Please refer to the weaknesses for details. The major concerns are about motivation and performance.

审稿意见

评分: 5置信度: 42024-11-04

This paper proposes a simple yet effective contour-based instance segmentation model. The model is built on Sparse R-CNN detector and addresses two modeling problems: (1) the alignment between the predicted and the labeled vertices; (2) The parameterization of a K-vertex polygon. The experiment results show the performance advantage over pervious contour-based instance segmentation methods.

优点

The paper is well-written and easy to follow and its motivation is clear.
The proposed method is simple yet effective, without the long training schedule and repeated refinements, yet exhibits significant performance advantages over previous methods.

缺点

The effectiveness of the proposed method is not clear enough. Tables 2 and 3 show that the proposed modifications (i.e., larger K, affine transformations) both have a minor impact on the results. So what led to the performance improvement over previous work?
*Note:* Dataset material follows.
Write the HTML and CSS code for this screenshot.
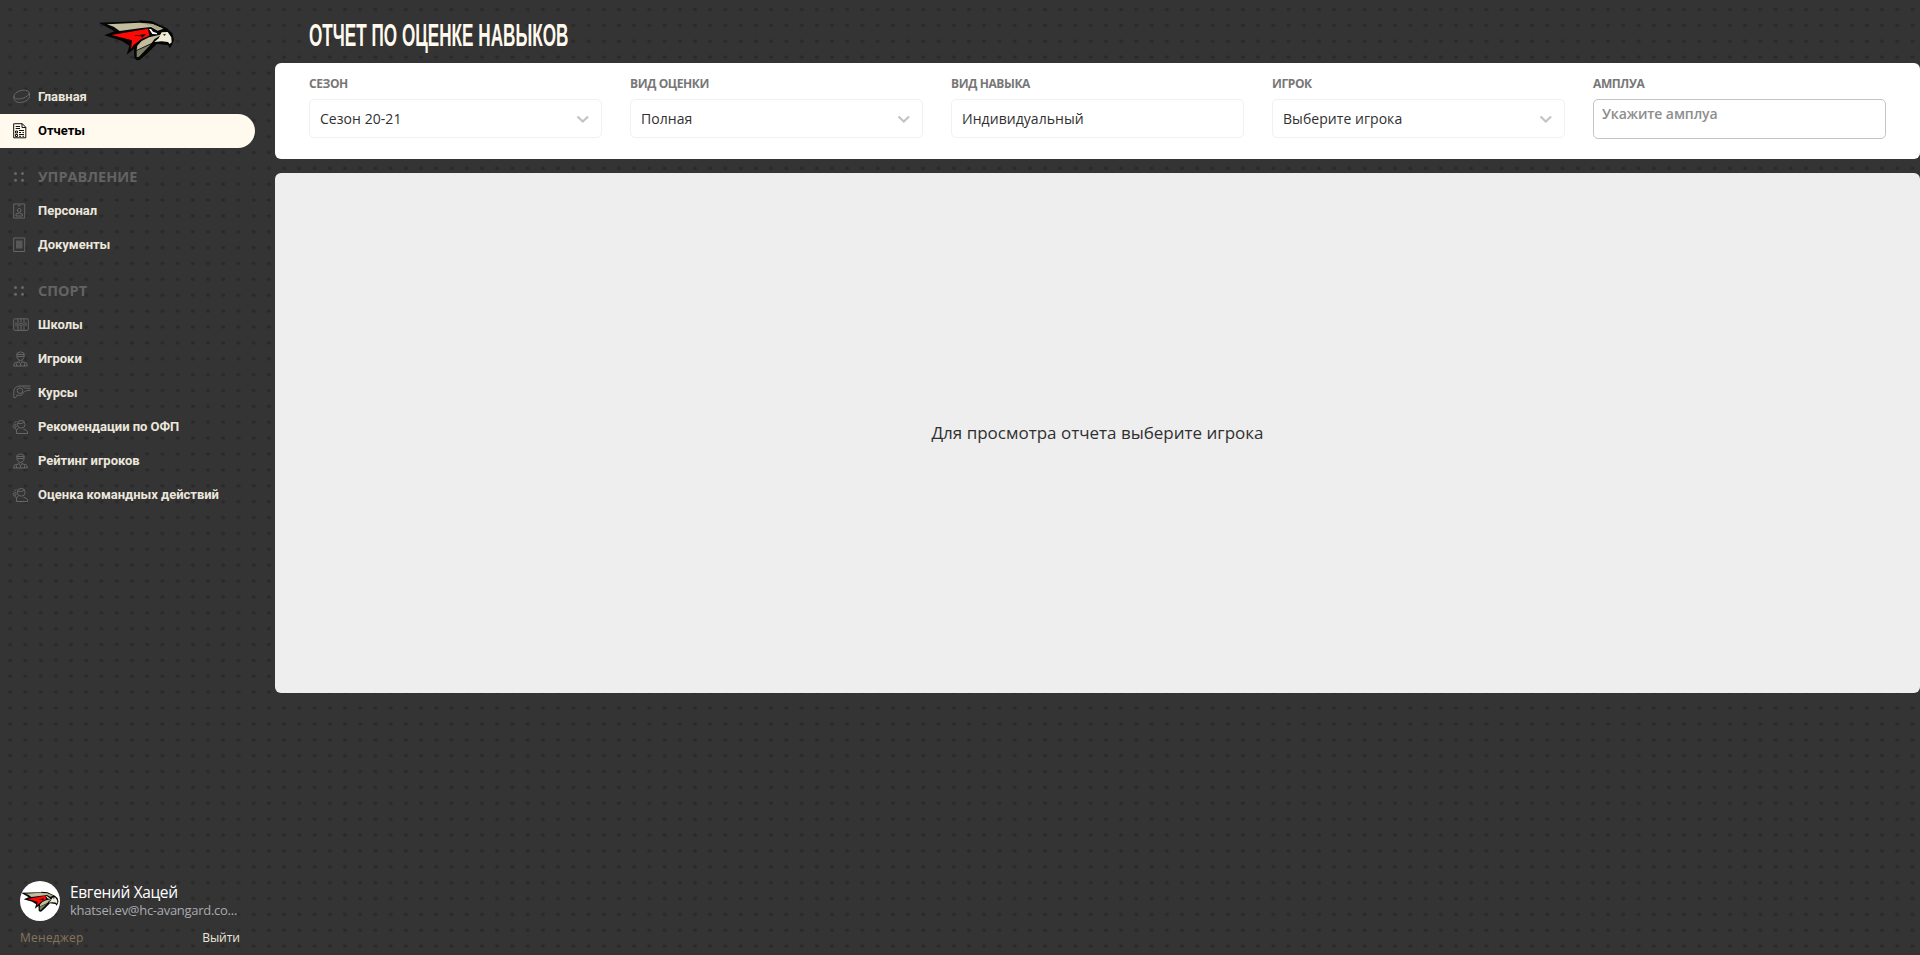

Is it the proposed CLF sampling strategy or simply because it is based on a better detector (i.e., Sparse R-CNN)?
Besides, ablation experiments on CLF-based vertex re-sampling are lacking.
Fig. 5 does not show a clear advantage and instead, the contours of the proposed method appear to be over-smooth.
Lack of inference speed comparison between the proposed method and previous methods.
There are a lot of typos, for example, PolygonAligh (L240), use (L349), MS-COO (L440), repeated citation (L625 and L629).

问题

Not all the instance segmented datasets are labeled with polygon, e.g. Cityscapes dataset is labeled with mask, is the proposed method applicable for this type of annotation?
How does the proposed method handle objects with more complex topologies, such as donuts?
In L322, why more K results to lower AP? Shouldn't a larger K lead to finer polygons?

撤稿通知

2024-11-25

We thank the reviewers for their valuable time and efforts.